Why Did the Rate of Increase Slow?

Robert Samuelson muses over why the rate of increase in healthcare spending slowed for a few years only to start rising again:

“There’s a great debate about how much [of the slowdown] is due to the economy and how much is from health system changes,” says Drew Altman, head of the Kaiser Family Foundation, a health-care think tank. Altman figures that the weak economy was the main cause, explaining about 60 percent of the slowdown, as people “put off care that they [could].”

But when the economy recovers, the trend reverses. Not surprisingly, the CMS actuaries cite improving economic conditions as one factor fueling the rebound in health spending last year and in the future. Another factor in 2014 was an 8.4 million surge in Americans with health insurance, mostly reflecting the Affordable Care Act (ACA). People with insurance use more health services than people without.

Looking ahead, the CMS actuaries say that the aging population will boost spending as more people move into Medicare (up 19 million by 2024, or 37 percent) and Medicaid (also up 19 million, 33 percent).
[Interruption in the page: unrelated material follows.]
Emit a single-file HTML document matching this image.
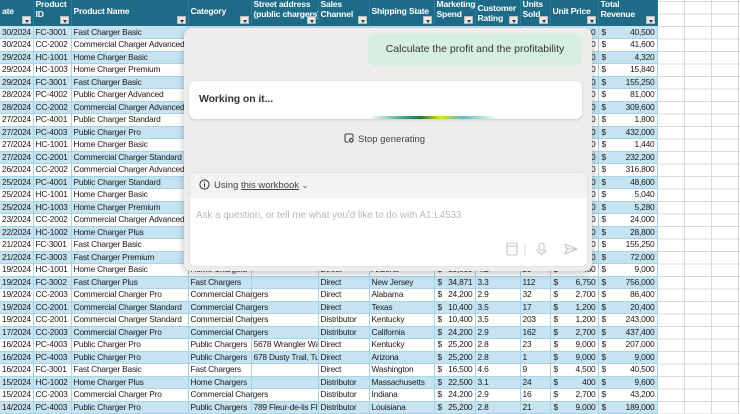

As people age, their health costs rise. Medicaid is hit both by an aging population — it covers nursing home care for the poor elderly and disabled — and liberalized eligibility requirements under the ACA.

Let’s clear up one misconception from the get-go. Healthcare spending never went down. Only its rate of increase went down.

That’s been part of the pattern of healthcare spending over the last half century. The rate at which spending increases goes in fits and starts but spending always increases and it continues to increase far faster than other spending.

You can’t appeal to market economics for explanations for all of this because healthcare does not operate under a market system.